▸ Aim: Output the first line of the listing and each line after it, up to and including the line that contains "import React from", exactly as written, minus the pictures.

▸ Data lines:
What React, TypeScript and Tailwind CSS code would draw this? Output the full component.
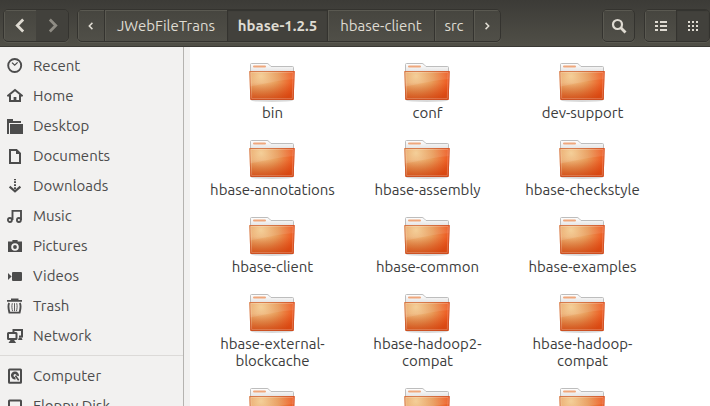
import React from "react";

const glyphs: Record<string, React.ReactNode> = {
  Recent: (
    <>
      <circle cx="7.7" cy="7.5" r="6.5" fill="none" stroke="currentColor" strokeWidth="1.9" />
      <path d="M5 4.6 7.7 7.2 10.6 4.4" fill="none" stroke="currentColor" strokeWidth="1.3" />
    </>
  ),
  Home: (
    <>
      <path d="M.4 8.2 8 2 15.6 8.2" fill="none" stroke="currentColor" strokeWidth="1.9" />
      <path d="M3 7v6.1h10V7" fill="none" stroke="currentColor" strokeWidth="2" />
      <path d="M6.6 9h2.8v5H6.6z" />
    </>
  ),
  Desktop: (
    <>
      <path d="M0 1h6v2h8v2H2v11H0z" />
      <path d="M3 6h13v10H3z" />
    </>
  ),
  Documents: (
    <>
      <path d="M3 2h6.5L13 5.5V15H3z" fill="none" stroke="currentColor" strokeWidth="2" />
      <path d="M9 1.5V6h4.5z" />
    </>
  ),
  Downloads: (
    <>
      <path d="M7 1h2v1.200H7zM7 3.200h2v1.800H7zM7 6.200h2v1.800H7zM7 9.200h2v1.800H7z" />
      <path d="M2.6 8.6 8 13.4l5.4-4.8" fill="none" stroke="currentColor" strokeWidth="2.1" />
    </>
  ),
  Music: (
    <>
      <circle cx="2.9" cy="12" r="2" fill="none" stroke="currentColor" strokeWidth="1.8" />
      <circle cx="11.9" cy="12" r="2" fill="none" stroke="currentColor" strokeWidth="1.8" />
      <path d="M5.500 12V2.9H14V12" fill="none" stroke="currentColor" strokeWidth="1.9" />
    </>
  ),
  Pictures: (
    <path
      fillRule="evenodd"
      d="M5.4 2h5.2v1.6H15V14H1V3.600h4.400zM8 5.200a3.800 3.800 0 1 0 0 7.600 3.800 3.800 0 0 0 0-7.600zM8 7.100a1.900 1.900 0 1 1 0 3.800 1.900 1.900 0 0 1 0-3.800z"
    />
  ),
  Videos: (
    <>
      <rect x="5" y="4" width="10" height="9" rx="1" />
      <path d="M1 5l3.600 3.500L1 12z" />
    </>
  ),
  Trash: (
    <>
      <path d="M4 .4h7.500v1.600H15v1.700H0V2h4z" />
      <path d="M2.200 5C.6 7.500 1.500 11 2.400 14.600h10.200C13.500 11 14.400 7.500 12.800 5" fill="none" stroke="currentColor" strokeWidth="1.9" />
      <path d="M5.300 5.200c-.8 3-.3 5.800.3 8M9.700 5.200c.8 3 .3 5.800-.3 8M7.500 5.200v8" fill="none" stroke="currentColor" strokeWidth=".9" />
    </>
  ),
  Network: (
    <>
      <path d="M6.500 4V2H15v6.500h-3" fill="none" stroke="currentColor" strokeWidth="2" />
      <path d="M12 9.500h2.500l1 2.500H11z" />
      <rect x="1" y="5" width="8.500" height="6" rx=".5" fill="none" stroke="currentColor" strokeWidth="2" />
      <path d="M3.500 12h3.600l2 3H1.500z" />
    </>
  ),
  Computer: (
    <>
      <rect x="2" y="1.400" width="12" height="13.400" rx=".5" fill="none" stroke="currentColor" strokeWidth="2" />
      <path
        fillRule="evenodd"
        d="M8 3.400a4 4 0 0 1 3.900 4.800L9.500 7.500A1.500 1.500 0 1 0 8 9l.8 2.300A4 4 0 1 1 8 3.400z"
      />
      <path d="M8.400 7.800l3.300 4.400" stroke="currentColor" strokeWidth="1.600" />
    </>
  ),
  "Floppy Disk": (
    <>
      <rect x="2" y="2.400" width="12" height="11.600" rx=".5" fill="none" stroke="currentColor" strokeWidth="2" />
      <path d="M4.500 10h7v4h-7z" />
    </>
  ),
};

const places = [
  "Recent",
  "Home",
  "Desktop",
  "Documents",
  "Downloads",
  "Music",
  "Pictures",
  "Videos",
  "Trash",
  "Network",
];
const devices = ["Computer", "Floppy Disk"];

const folders = [
  "bin",
  "conf",
  "dev-support",
  "hbase-annotations",
  "hbase-assembly",
  "hbase-checkstyle",
  "hbase-client",
  "hbase-common",
  "hbase-examples",
  "hbase-external-blockcache",
  "hbase-hadoop2-compat",
  "hbase-hadoop-compat",
  "",
  "",
  "",
];

const group =
  "flex h-[33px] overflow-hidden rounded-[5px] border border-[#34332f] bg-linear-to-b from-[#46453f] to-[#504f48] shadow-[0_1px_0_#5b5a52]";
const cell =
  "flex items-center justify-center shadow-[inset_1px_1px_0_#5a5951]";
const pressed = "flex items-center justify-center bg-[#42413c] shadow-[inset_0_1px_1px_#34332f]";

function Chevron({ right, small }: { right?: boolean; small?: boolean }) {
  const size = small ? 8 : 15;
  return (
    <svg width={size} height={size} viewBox="0 0 14 14" aria-hidden="true">
      <path
        d={right ? "M4.500 1.500 10 7l-5.500 5.500" : "M9.500 1.500 4 7l5.500 5.500"}
        fill="none"
        stroke="currentColor"
        strokeWidth="2.600"
      />
    </svg>
  );
}

function FolderPicture() {
  return (
    <svg width="47" height="42" viewBox="0 0 47 42" aria-hidden="true">
      <ellipse cx="23" cy="38.500" rx="21" ry="1.500" fill="#000" opacity=".15" />
      <path d="M1.500 12V2.500q0-1 1-1H18q1 0 1.800.8l2.200 2.200h21.500q1 0 1 1V12z" fill="url(#paper)" stroke="#bdbdbd" />
      <rect x="4" y="3.500" width="13" height="2" rx="1" fill="#efa77c" />
      <path d="M.3 9h45.400l-1 28q0 1-1 1H2.300q-1 0-1-1z" fill="url(#cover)" />
      <path d="M.3 9h45.400l-1 28q0 1-1 1H2.300q-1 0-1-1z" fill="url(#shade)" />
      <path d="M.3 9h45.400l-.4 8C30 18 15 22 1 24.500z" fill="url(#gloss)" />
      <path d="M.8 9.500h44.400l-1 27.500q0 .5-.5.500H2.300q-.5 0-.5-.5z" fill="none" stroke="#c8522a" strokeOpacity=".6" />
      <path d="M1.800 10.500h42.400l-.9 26H2.700z" fill="none" stroke="#fff" strokeOpacity=".2" />
    </svg>
  );
}

function Place({ name }: { name: string }) {
  return (
    <li>
      <a href="#" className="flex h-[30px] items-center gap-2.5 pl-[7px] whitespace-nowrap">
        <svg width="16" height="16" viewBox="0 0 16 16" fill="currentColor" className="shrink-0" aria-hidden="true">
          {glyphs[name]}
        </svg>
        {name}
      </a>
    </li>
  );
}

export default function App() {
  return (
    <div className="flex h-screen flex-col overflow-hidden bg-white font-['Ubuntu','Noto_Sans',sans-serif] text-[15px] leading-[17px] text-[#3c3c3c]">
      <svg width="0" height="0" className="absolute" aria-hidden="true">
        <defs>
          <linearGradient id="paper" x1="0" y1="0" x2="0" y2="1">
            <stop offset="0" stopColor="#fff" />
            <stop offset="1" stopColor="#dcdcdc" />
          </linearGradient>
          <radialGradient id="cover" gradientUnits="userSpaceOnUse" cx="12" cy="14" r="34">
            <stop offset="0" stopColor="#f3cb90" />
            <stop offset=".5" stopColor="#e89a58" />
            <stop offset="1" stopColor="#ee541b" />
          </radialGradient>
          <linearGradient id="shade" x1="0" y1="0" x2="0" y2="1">
            <stop offset=".4" stopColor="#c8400c" stopOpacity="0" />
            <stop offset="1" stopColor="#c8400c" stopOpacity=".7" />
          </linearGradient>
          <linearGradient id="gloss" x1="0" y1="0" x2="0" y2="1">
            <stop offset="0" stopColor="#fff" stopOpacity=".06" />
            <stop offset="1" stopColor="#fff" stopOpacity=".12" />
          </linearGradient>
        </defs>
      </svg>

      <header className="flex h-[47px] shrink-0 items-start border-b border-[#3a3934] bg-linear-to-b from-[#3c3b37] to-[#504f47] pt-[9px] pl-[3px] text-[#dfdbd2]">
        <nav aria-label="History" className={`${group} mr-2`}>
          <button aria-label="Back" className={`${cell} w-8`}>
            <Chevron />
          </button>
          <button aria-label="Forward" disabled className="flex w-8 items-center justify-center bg-[#42413c] text-[#8f8c84]">
            <Chevron right />
          </button>
        </nav>
        <nav aria-label="Path" className={group}>
          <button aria-label="Scroll path left" className={`${cell} w-[26px]`}>
            <Chevron small />
          </button>
          <button className={`${cell} min-w-[123px] border-l border-[#34332f]`}>JWebFileTrans</button>
          <button className={`${pressed} min-w-[100px] border-l border-[#34332f] font-bold`}>hbase-1.2.5</button>
          <button className={`${cell} min-w-[107px] border-l border-[#34332f]`}>hbase-client</button>
          <button className={`${cell} min-w-[39px] border-l border-[#34332f]`}>src</button>
          <button aria-label="Scroll path right" className={`${cell} w-[27px] border-l border-[#34332f]`}>
            <Chevron small right />
          </button>
        </nav>
        <div className="ml-auto flex gap-[9px]">
          <div className={group}>
            <button aria-label="Search" className={`${cell} w-[31px]`}>
              <svg width="16" height="16" viewBox="0 0 16 16" aria-hidden="true" fill="none" stroke="currentColor">
                <circle cx="6.500" cy="6.500" r="4.500" strokeWidth="2.200" />
                <path d="M9.800 9.800 14.500 14.500" strokeWidth="2.800" />
              </svg>
            </button>
          </div>
          <div className={group}>
            <button aria-label="List view" className={`${cell} w-[31px]`}>
              <svg width="12" height="10" viewBox="0 0 12 10" aria-hidden="true" fill="currentColor">
                <path d="M0 0h3v2H0zM5 0h7v2H5zM0 4h3v2H0zM5 4h7v2H5zM0 8h3v2H0zM5 8h7v2H5z" />
              </svg>
            </button>
            <button aria-label="Icon view" aria-pressed="true" className={`${pressed} w-[33px] border-l border-[#34332f]`}>
              <svg width="10" height="10" viewBox="0 0 10 10" aria-hidden="true" fill="currentColor">
                <path d="M0 0h2v2H0zM4 0h2v2H4zM8 0h2v2H8zM0 4h2v2H0zM4 4h2v2H4zM8 4h2v2H8zM0 8h2v2H0zM4 8h2v2H4zM8 8h2v2H8z" />
              </svg>
            </button>
          </div>
        </div>
      </header>

      <div className="flex min-h-0 flex-1">
        <aside className="w-[184px] shrink-0 overflow-hidden border-r border-[#b5b3b0] bg-[#f2f1f0] pt-1 leading-[18px] text-[#4c4c4c]">
          <ul>
            {places.map((name) => (
              <Place key={name} name={name} />
            ))}
          </ul>
          <hr className="mt-1 mb-[5px] border-[#dcdad8]" />
          <ul>
            {devices.map((name) => (
              <Place key={name} name={name} />
            ))}
          </ul>
        </aside>
        <main className="min-w-0 flex-1 overflow-hidden border-l-[6px] border-[#f2f1f0] bg-white pt-[15px] pl-[5px]">
          <ul className="grid grid-cols-[repeat(auto-fill,155px)] gap-y-[18px]">
            {folders.map((name, i) => (
              <li key={i} className="flex flex-col items-center px-2.5 text-center">
                <FolderPicture />
                <span>{name}</span>
              </li>
            ))}
          </ul>
        </main>
      </div>
    </div>
  );
}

▸ Worked solution:
What React, TypeScript and Tailwind CSS code would draw this? Output the full component.
import React from "react";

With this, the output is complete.